** Task statement **
Return all the data below as it stands, minus the pictures.

** Source material **
━━━━

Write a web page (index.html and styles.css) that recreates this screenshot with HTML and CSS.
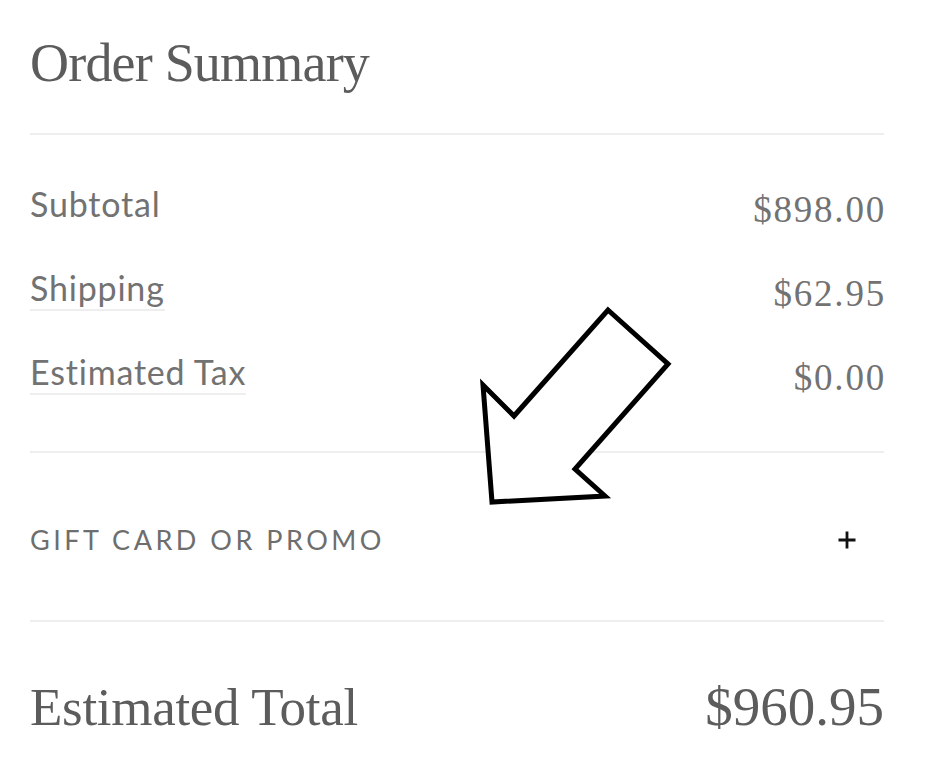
FILE: index.html
```html
<!DOCTYPE html>
<html>
<head>
<meta charset="utf-8">
<link rel="stylesheet" href="styles.css">
</head>
<body>
<div class="summary">
  <div class="header">
    <h1 class="title">Order Summary</h1>
  </div>
  <div class="lines">
    <div class="row">
      <span class="label">Subtotal</span>
      <span class="value">$898.00</span>
    </div>
    <div class="row">
      <span class="label link">Shipping</span>
      <span class="value">$62.95</span>
    </div>
    <div class="row">
      <span class="label link">Estimated Tax</span>
      <span class="value">$0.00</span>
    </div>
  </div>
  <div class="promo">
    <span class="promo-label">GIFT CARD OR PROMO</span>
    <span class="plus">
      <svg width="20" height="20" viewBox="0 0 20 20"><path d="M10 1.5v17M1.5 10h17" stroke="#111" stroke-width="2.8" fill="none"/></svg>
    </span>
  </div>
  <div class="total">
    <span class="total-label">Estimated Total</span>
    <span class="total-value">$960.95</span>
  </div>
</div>
<svg class="arrow" width="948" height="762" viewBox="0 0 948 762">
  <polygon points="608,310 668,364 575,469 605,496 492,502 483,385 514,416" fill="#fff" stroke="#000" stroke-width="5" stroke-linejoin="miter"/>
</svg>
</body>
</html>
```

FILE: styles.css
```css
html, body {
  margin: 0;
  padding: 0;
  background: #fff;
}
body {
  position: relative;
  width: 948px;
  height: 762px;
  overflow: hidden;
}
.summary {
  margin-left: 30px;
  width: 854px;
  display: flex;
  flex-direction: column;
}
.header {
  height: 133px;
  border-bottom: 2px solid #eeeeee;
}
.title {
  margin: 0;
  padding-top: 33px;
  font-family: "Liberation Serif", "DejaVu Serif", serif;
  font-weight: normal;
  font-size: 54px;
  line-height: 60px;
  letter-spacing: -0.8px;
  color: #5c5c5c;
}
.lines {
  display: flex;
  flex-direction: column;
  padding-top: 48px;
  height: 318px;
  box-sizing: border-box;
  border-bottom: 2px solid #eeeeee;
}
.row {
  display: flex;
  justify-content: space-between;
  align-items: flex-start;
  height: 84px;
}
.label {
  font-family: "Lato", "Liberation Sans", sans-serif;
  font-size: 34px;
  line-height: 42px;
  color: #727272;
  letter-spacing: 0.8px;
}
.link {
  border-bottom: 2px solid #eeeeee;
  padding-bottom: 0;
}
.value {
  font-family: "Liberation Serif", "DejaVu Serif", serif;
  font-size: 37px;
  line-height: 42px;
  color: #727272;
  padding-top: 6px;
  letter-spacing: 1.8px;
  margin-right: -2px;
}
.promo {
  display: flex;
  justify-content: space-between;
  align-items: center;
  height: 169px;
  padding-top: 6px;
  box-sizing: border-box;
  border-bottom: 2px solid #eeeeee;
}
.promo-label {
  font-family: "Lato", "Liberation Sans", sans-serif;
  font-size: 27px;
  letter-spacing: 3.5px;
  color: #6e6e6e;
}
.plus {
  display: flex;
  margin-right: 27px;
}
.total {
  display: flex;
  justify-content: space-between;
  align-items: center;
  height: 139px;
  padding-top: 30px;
  box-sizing: border-box;
}
.total-label,
.total-value {
  font-family: "Liberation Serif", "DejaVu Serif", serif;
  font-size: 53px;
  letter-spacing: -0.3px;
  color: #5c5c5c;
}
.total-value {
  letter-spacing: 0;
  font-size: 55px;
}
.arrow {
  position: absolute;
  left: 0;
  top: 0;
  pointer-events: none;
}
```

━━━━

** Answer in full **
Write a web page (index.html and styles.css) that recreates this screenshot with HTML and CSS.
FILE: index.html
```html
<!DOCTYPE html>
<html>
<head>
<meta charset="utf-8">
<link rel="stylesheet" href="styles.css">
</head>
<body>
<div class="summary">
  <div class="header">
    <h1 class="title">Order Summary</h1>
  </div>
  <div class="lines">
    <div class="row">
      <span class="label">Subtotal</span>
      <span class="value">$898.00</span>
    </div>
    <div class="row">
      <span class="label link">Shipping</span>
      <span class="value">$62.95</span>
    </div>
    <div class="row">
      <span class="label link">Estimated Tax</span>
      <span class="value">$0.00</span>
    </div>
  </div>
  <div class="promo">
    <span class="promo-label">GIFT CARD OR PROMO</span>
    <span class="plus">
      <svg width="20" height="20" viewBox="0 0 20 20"><path d="M10 1.5v17M1.5 10h17" stroke="#111" stroke-width="2.8" fill="none"/></svg>
    </span>
  </div>
  <div class="total">
    <span class="total-label">Estimated Total</span>
    <span class="total-value">$960.95</span>
  </div>
</div>
<svg class="arrow" width="948" height="762" viewBox="0 0 948 762">
  <polygon points="608,310 668,364 575,469 605,496 492,502 483,385 514,416" fill="#fff" stroke="#000" stroke-width="5" stroke-linejoin="miter"/>
</svg>
</body>
</html>
```

FILE: styles.css
```css
html, body {
  margin: 0;
  padding: 0;
  background: #fff;
}
body {
  position: relative;
  width: 948px;
  height: 762px;
  overflow: hidden;
}
.summary {
  margin-left: 30px;
  width: 854px;
  display: flex;
  flex-direction: column;
}
.header {
  height: 133px;
  border-bottom: 2px solid #eeeeee;
}
.title {
  margin: 0;
  padding-top: 33px;
  font-family: "Liberation Serif", "DejaVu Serif", serif;
  font-weight: normal;
  font-size: 54px;
  line-height: 60px;
  letter-spacing: -0.8px;
  color: #5c5c5c;
}
.lines {
  display: flex;
  flex-direction: column;
  padding-top: 48px;
  height: 318px;
  box-sizing: border-box;
  border-bottom: 2px solid #eeeeee;
}
.row {
  display: flex;
  justify-content: space-between;
  align-items: flex-start;
  height: 84px;
}
.label {
  font-family: "Lato", "Liberation Sans", sans-serif;
  font-size: 34px;
  line-height: 42px;
  color: #727272;
  letter-spacing: 0.8px;
}
.link {
  border-bottom: 2px solid #eeeeee;
  padding-bottom: 0;
}
.value {
  font-family: "Liberation Serif", "DejaVu Serif", serif;
  font-size: 37px;
  line-height: 42px;
  color: #727272;
  padding-top: 6px;
  letter-spacing: 1.8px;
  margin-right: -2px;
}
.promo {
  display: flex;
  justify-content: space-between;
  align-items: center;
  height: 169px;
  padding-top: 6px;
  box-sizing: border-box;
  border-bottom: 2px solid #eeeeee;
}
.promo-label {
  font-family: "Lato", "Liberation Sans", sans-serif;
  font-size: 27px;
  letter-spacing: 3.5px;
  color: #6e6e6e;
}
.plus {
  display: flex;
  margin-right: 27px;
}
.total {
  display: flex;
  justify-content: space-between;
  align-items: center;
  height: 139px;
  padding-top: 30px;
  box-sizing: border-box;
}
.total-label,
.total-value {
  font-family: "Liberation Serif", "DejaVu Serif", serif;
  font-size: 53px;
  letter-spacing: -0.3px;
  color: #5c5c5c;
}
.total-value {
  letter-spacing: 0;
  font-size: 55px;
}
.arrow {
  position: absolute;
  left: 0;
  top: 0;
  pointer-events: none;
}
```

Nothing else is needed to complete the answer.